バッハから厳かに始まりました。最初のブゾーニ編のは初めて聴きました。有名なヘス編と続き、素敵な組み合わせだなぁと感じました。モーツァルトのピアノ・ソナタ第8番もよく聴きますが、全楽章を楽しめるコンサートはあまり多くありません。今日はどの楽章も音の粒は勿論、装飾音が美しくて、構成美を感じる演奏に聴き入りました。前半の最後はベートーヴェンのピアノ・ソナタ第31番。後期の作品3曲を含む10曲をこれから勉強しますが、近々弾いてみたい作品です。演奏会では色々なピアニストの様々な演奏を聴いていますが、近藤さんのベートーヴェン、良いですね。容姿はスリムなのに骨太な演奏で好きです。椅子の高さにとても拘っていらして、生徒さんに見習って欲しいと思いました。(笑)
後半はフランス音楽から。お目当てはラヴェル「水の戯れ」。やや穏やかなテンポで、はっきり・くっきり、そしてダイナミックに。26歳の時に書いた作品とは思えないほど完成された音楽だと思います。そして、計算つくされた響きに感動します。
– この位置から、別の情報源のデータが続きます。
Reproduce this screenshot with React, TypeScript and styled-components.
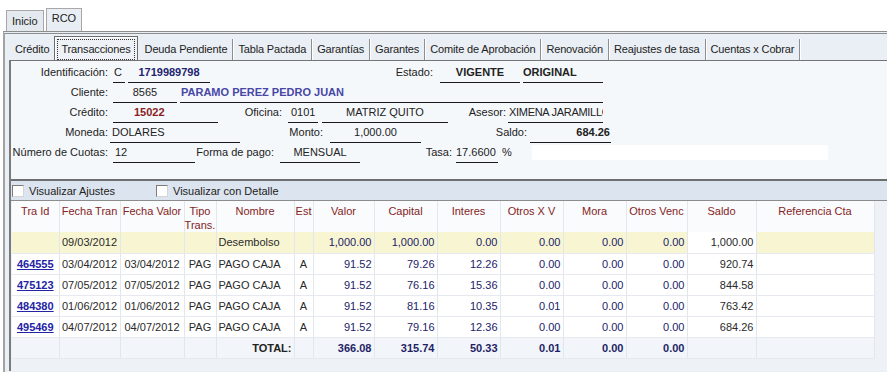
import React from "react";
import styled, { createGlobalStyle, css } from "styled-components";

const GlobalStyle = createGlobalStyle`
  html, body {
    margin: 0;
    padding: 0;
    background: #ffffff;
  }
  body {
    font-family: "Liberation Sans", Arial, sans-serif;
    font-size: 11px;
    color: #222222;
  }
`;

const Page = styled.div`
  width: 887px;
  height: 372px;
  overflow: hidden;
  padding-top: 8px;
  box-sizing: border-box;
`;

const OuterTabs = styled.div`
  display: flex;
  align-items: flex-end;
  height: 23px;
  padding-left: 6px;
`;

const OuterTab = styled.div<{ $active?: boolean }>`
  box-sizing: border-box;
  height: ${(p) => (p.$active ? 23 : 21)}px;
  padding: ${(p) => (p.$active ? "0 5px 4px" : "0 5px")};
  margin-left: ${(p) => (p.$active ? 2 : 0)}px;
  border: 1px solid #a8a8a8;
  border-bottom: none;
  background: ${(p) => (p.$active ? "#e9eef4" : "#e3e9ef")};
  display: flex;
  align-items: center;
`;

const OuterPanel = styled.div`
  margin-left: 3px;
  border-left: 2px solid #a3a3a3;
  border-top: 3px double #8d8d8d;
  background: #eaeff5;
  padding: 2px 0 0 4px;
  height: 340px;
`;

const InnerTabs = styled.div`
  display: flex;
  align-items: flex-end;
  height: 24px;
  border-bottom: 1px solid #767676;
  padding-left: 1px;
  letter-spacing: -0.15px;
`;

const InnerTab = styled.div<{ $active?: boolean; $first?: boolean }>`
  box-sizing: border-box;
  height: 21px;
  line-height: 21px;
  padding: 0 5px;
  white-space: nowrap;
  border-right: ${(p) => (p.$first ? "none" : "1px solid #8e8e8e")};
  box-shadow: ${(p) => (p.$first ? "none" : "1px 0 0 #ffffff")};
  ${(p) =>
    p.$active &&
    css`
      height: 24px;
      padding: 2px 2px 1px;
      margin: 0 2px 0 0;
      line-height: 19px;
      border: 1px solid #6c6c6c;
      border-bottom: none;
      box-shadow: inset 1px 1px 0 #ffffff;
      background: #eef2f7;
    `}
`;

const FocusBox = styled.span`
  display: block;
  padding: 0 3px;
  border: 1px dotted #333333;
`;

const Body = styled.div`
  border-left: 2px solid #7a7a7a;
`;

const FormPanel = styled.div`
  box-sizing: border-box;
  height: 118px;
  background: #f5f8fb;
  padding: 3px 0 0 0;
  display: flex;
  flex-direction: column;
  gap: 1px;
`;

const FieldRow = styled.div`
  display: flex;
  height: 19px;
  align-items: stretch;
`;

const Label = styled.div<{ $w: number; $pr?: number }>`
  width: ${(p) => p.$w}px;
  flex: none;
  box-sizing: border-box;
  text-align: right;
  padding-right: ${(p) => p.$pr ?? 2}px;
  line-height: 17px;
  white-space: nowrap;
`;

const Value = styled.div<{
  $w: number;
  $ml?: number;
  $align?: "left" | "center" | "right";
  $pl?: number;
  $pr?: number;
  $bold?: boolean;
  $color?: string;
  $tight?: boolean;
}>`
  width: ${(p) => p.$w}px;
  flex: none;
  box-sizing: border-box;
  margin-left: ${(p) => p.$ml ?? 0}px;
  padding-left: ${(p) => p.$pl ?? 0}px;
  padding-right: ${(p) => p.$pr ?? 0}px;
  text-align: ${(p) => p.$align ?? "left"};
  font-weight: ${(p) => (p.$bold ? 700 : 400)};
  color: ${(p) => p.$color ?? "#222222"};
  letter-spacing: ${(p) => (p.$tight ? "-0.3px" : "normal")};
  border-bottom: 1px solid #1a1a1a;
  line-height: 17px;
  white-space: nowrap;
  overflow: hidden;
`;

const Plain = styled.div<{ $ml?: number }>`
  margin-left: ${(p) => p.$ml ?? 0}px;
  line-height: 17px;
`;

const BlankInput = styled.div<{ $ml: number; $w: number }>`
  margin-left: ${(p) => p.$ml}px;
  width: ${(p) => p.$w}px;
  height: 15px;
  margin-top: 1px;
  background: #ffffff;
  border-radius: 2px;
`;

const CheckBand = styled.div`
  border-top: 2px solid #6e6e6e;
  border-bottom: 1px solid #8c8c8c;
  height: 19px;
  background: #dce5ef;
  display: flex;
  align-items: center;
  padding-left: 1px;
`;

const CheckGroup = styled.label<{ $w?: number }>`
  display: flex;
  align-items: center;
  gap: 5px;
  width: ${(p) => (p.$w ? `${p.$w}px` : "auto")};
`;

const CheckBox = styled.span`
  box-sizing: border-box;
  width: 12px;
  height: 12px;
  background: #ffffff;
  border: 1px solid #d4d4d4;
  border-top-color: #7b7b7b;
  border-left-color: #7b7b7b;
`;

const TableArea = styled.div`
  background: #eef2f7;
  height: 170px;
  padding-left: 1px;
`;

const Grid = styled.table`
  border-collapse: collapse;
  table-layout: fixed;
  width: 862px;
  background: #ffffff;
`;

const Th = styled.th`
  height: 30px;
  box-sizing: border-box;
  padding: 3px 0 0;
  vertical-align: top;
  text-align: center;
  font-weight: 400;
  line-height: 14px;
  color: #862424;
  background: #f9fbfd;
  border-right: 1px solid #e2e7ee;
`;

type Kind = "center" | "num" | "saldo" | "text";

const Td = styled.td<{ $kind: Kind; $bg?: string; $total?: boolean }>`
  height: 21px;
  box-sizing: border-box;
  padding: 0 2px;
  line-height: 20px;
  white-space: nowrap;
  overflow: hidden;
  border-right: 1px solid #e2e7ee;
  border-bottom: 1px solid #e6eaf0;
  background: ${(p) => p.$bg ?? "#ffffff"};
  text-align: ${(p) =>
    p.$kind === "num" || p.$kind === "saldo" ? "right" : p.$kind === "text" ? "left" : "center"};
  color: ${(p) => (p.$kind === "num" ? "#22226a" : "#2a2a2a")};
  ${(p) =>
    p.$total &&
    css`
      font-weight: 700;
      color: #1f1f66;
      background: #f2f5f9;
    `}
`;

const IdLink = styled.a`
  color: #2323a6;
  font-weight: 700;
  text-decoration: underline;
`;

type Row = {
  id: string;
  ft: string;
  fv: string;
  tipo: string;
  nombre: string;
  est: string;
  valor: string;
  capital: string;
  interes: string;
  oxv: string;
  mora: string;
  ov: string;
  saldo: string;
  first?: boolean;
};

const rows: Row[] = [
  { id: "", ft: "09/03/2012", fv: "", tipo: "", nombre: "Desembolso", est: "", valor: "1,000.00", capital: "1,000.00", interes: "0.00", oxv: "0.00", mora: "0.00", ov: "0.00", saldo: "1,000.00", first: true },
  { id: "464555", ft: "03/04/2012", fv: "03/04/2012", tipo: "PAG", nombre: "PAGO CAJA", est: "A", valor: "91.52", capital: "79.26", interes: "12.26", oxv: "0.00", mora: "0.00", ov: "0.00", saldo: "920.74" },
  { id: "475123", ft: "07/05/2012", fv: "07/05/2012", tipo: "PAG", nombre: "PAGO CAJA", est: "A", valor: "91.52", capital: "76.16", interes: "15.36", oxv: "0.00", mora: "0.00", ov: "0.00", saldo: "844.58" },
  { id: "484380", ft: "01/06/2012", fv: "01/06/2012", tipo: "PAG", nombre: "PAGO CAJA", est: "A", valor: "91.52", capital: "81.16", interes: "10.35", oxv: "0.01", mora: "0.00", ov: "0.00", saldo: "763.42" },
  { id: "495469", ft: "04/07/2012", fv: "04/07/2012", tipo: "PAG", nombre: "PAGO CAJA", est: "A", valor: "91.52", capital: "79.16", interes: "12.36", oxv: "0.00", mora: "0.00", ov: "0.00", saldo: "684.26" },
];

const columns = [
  { title: "Tra Id", w: 47 },
  { title: "Fecha Tran", w: 61 },
  { title: "Fecha Valor", w: 64 },
  { title: "Tipo Trans.", w: 32 },
  { title: "Nombre", w: 78 },
  { title: "Est", w: 19 },
  { title: "Valor", w: 61 },
  { title: "Capital", w: 63 },
  { title: "Interes", w: 63 },
  { title: "Otros X V", w: 63 },
  { title: "Mora", w: 63 },
  { title: "Otros Venc", w: 61 },
  { title: "Saldo", w: 69 },
  { title: "Referencia Cta", w: 118 },
];

const innerTabs = [
  "Crédito",
  "Transacciones",
  "Deuda Pendiente",
  "Tabla Pactada",
  "Garantías",
  "Garantes",
  "Comite de Aprobación",
  "Renovación",
  "Reajustes de tasa",
  "Cuentas x Cobrar",
];

export default function App() {
  const yellow = "#f8f6d2";
  return (
    <Page>
      <GlobalStyle />
      <OuterTabs>
        <OuterTab>Inicio</OuterTab>
        <OuterTab $active>RCO</OuterTab>
      </OuterTabs>
      <OuterPanel>
        <InnerTabs>
          {innerTabs.map((t, i) =>
            t === "Transacciones" ? (
              <InnerTab key={t} $active>
                <FocusBox>{t}</FocusBox>
              </InnerTab>
            ) : (
              <InnerTab key={t} $first={i === 0}>
                {t}
              </InnerTab>
            )
          )}
        </InnerTabs>
        <Body>
          <FormPanel>
            <FieldRow>
              <Label $w={99}>Identificación:</Label>
              <Value $w={12} $ml={3} $pl={1}>C</Value>
              <Value $w={82} $ml={3} $align="center" $bold $color="#24246e">1719989798</Value>
              <Label $w={225}>Estado:</Label>
              <Value $w={80} $ml={5} $align="center" $bold>VIGENTE</Value>
              <Value $w={80} $ml={3} $bold>ORIGINAL</Value>
            </FieldRow>
            <FieldRow>
              <Label $w={99}>Cliente:</Label>
              <Value $w={64} $ml={3} $align="center">8565</Value>
              <Value $w={423} $ml={3} $pl={1} $bold $color="#4747a6">PARAMO PEREZ PEDRO JUAN</Value>
            </FieldRow>
            <FieldRow>
              <Label $w={99}>Crédito:</Label>
              <Value $w={105} $ml={3} $pl={21} $bold $color="#8a1d1d">15022</Value>
              <Label $w={66}>Oficina:</Label>
              <Value $w={30} $ml={4} $pl={3}>0101</Value>
              <Value $w={126} $ml={4} $align="center">MATRIZ QUITO</Value>
              <Label $w={59} $pr={1}>Asesor:</Label>
              <Value $w={95} $ml={1} $pl={1} $tight>XIMENA JARAMILLO</Value>
            </FieldRow>
            <FieldRow>
              <Label $w={99}>Moneda:</Label>
              <Value $w={130} $pl={2}>DOLARES</Value>
              <Label $w={85}>Monto:</Label>
              <Value $w={91} $ml={5} $align="center">1,000.00</Value>
              <Label $w={107} $pr={1}>Saldo:</Label>
              <Value $w={81} $ml={2} $align="right" $pr={1} $bold>684.26</Value>
            </FieldRow>
            <FieldRow>
              <Label $w={99}>Número de Cuotas:</Label>
              <Value $w={82} $ml={3} $pl={2}>12</Value>
              <Label $w={82} $pr={3}>Forma de pago:</Label>
              <Value $w={80} $ml={3} $align="center">MENSUAL</Value>
              <Label $w={93} $pr={1}>Tasa:</Label>
              <Value $w={42} $ml={3}>17.6600</Value>
              <Plain $ml={4}>%</Plain>
              <BlankInput $ml={20} $w={296} />
            </FieldRow>
          </FormPanel>
          <CheckBand>
            <CheckGroup $w={144}>
              <CheckBox />
              Visualizar Ajustes
            </CheckGroup>
            <CheckGroup>
              <CheckBox />
              Visualizar con Detalle
            </CheckGroup>
          </CheckBand>
          <TableArea>
            <Grid>
              <colgroup>
                {columns.map((c) => (
                  <col key={c.title} style={{ width: c.w }} />
                ))}
              </colgroup>
              <thead>
                <tr>
                  {columns.map((c) => (
                    <Th key={c.title}>{c.title}</Th>
                  ))}
                </tr>
              </thead>
              <tbody>
                {rows.map((r, i) => {
                  const bg = r.first ? yellow : undefined;
                  return (
                    <tr key={i}>
                      <Td $kind="center" $bg={bg}>{r.id && <IdLink>{r.id}</IdLink>}</Td>
                      <Td $kind="center" $bg={bg}>{r.ft}</Td>
                      <Td $kind="center" $bg={bg}>{r.fv}</Td>
                      <Td $kind="center" $bg={bg}>{r.tipo}</Td>
                      <Td $kind="text" $bg={bg}>{r.nombre}</Td>
                      <Td $kind="center" $bg={bg}>{r.est}</Td>
                      <Td $kind="num" $bg={bg}>{r.valor}</Td>
                      <Td $kind="num" $bg={bg}>{r.capital}</Td>
                      <Td $kind="num" $bg={bg}>{r.interes}</Td>
                      <Td $kind="num" $bg={bg}>{r.oxv}</Td>
                      <Td $kind="num" $bg={bg}>{r.mora}</Td>
                      <Td $kind="num" $bg={bg}>{r.ov}</Td>
                      <Td $kind="saldo">{r.saldo}</Td>
                      <Td $kind="text" $bg={bg}></Td>
                    </tr>
                  );
                })}
                <tr>
                  <Td $kind="center" $total></Td>
                  <Td $kind="center" $total></Td>
                  <Td $kind="center" $total></Td>
                  <Td $kind="center" $total></Td>
                  <Td $kind="num" $total style={{ color: "#222222" }}>TOTAL:</Td>
                  <Td $kind="center" $total></Td>
                  <Td $kind="num" $total>366.08</Td>
                  <Td $kind="num" $total>315.74</Td>
                  <Td $kind="num" $total>50.33</Td>
                  <Td $kind="num" $total>0.01</Td>
                  <Td $kind="num" $total>0.00</Td>
                  <Td $kind="num" $total>0.00</Td>
                  <Td $kind="saldo" $total></Td>
                  <Td $kind="text" $total></Td>
                </tr>
              </tbody>
            </Grid>
          </TableArea>
        </Body>
      </OuterPanel>
    </Page>
  );
}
今回のリサイタルで圧巻だったのはショパンの「アンダンテ・スピアナートと華麗なる大ポロネーズ」でした。これでもか!という程、難技巧が繰り広げられていく、とても華やかな作品ですが、余裕すら感じました。ブラボー!!え、この後に「メフィスト・ワルツ」弾くのですか?と驚きました。近藤さんによる演奏は2回目です。確か、前回もプログラムの最後の曲だったように思います。リストの作品の中でも特に魅力を感じる作品で、再現部のような遠くの方から再び始まる所が堪らなく好きです。爆発的な音楽の中に、そっとナイチンゲールがさえずる。鳥肌が立ちました!
programを終えて、「新しいピアノで、とても気持ちよく演奏できた」と近藤さん。演奏者が気持ちよく演奏できる事は、聴衆にとっても幸せな事ですよね。そして、アンコールは「月光ソナタ」全楽章でした!でも、周りの方たちはさして驚いていない様子で、それは当たり前みたいな雰囲気が漂っていた事に、私たちは驚きました。それにしても「月光ソナタ」が追加になったのです。なんだか得した気分でした。ありがとうございました!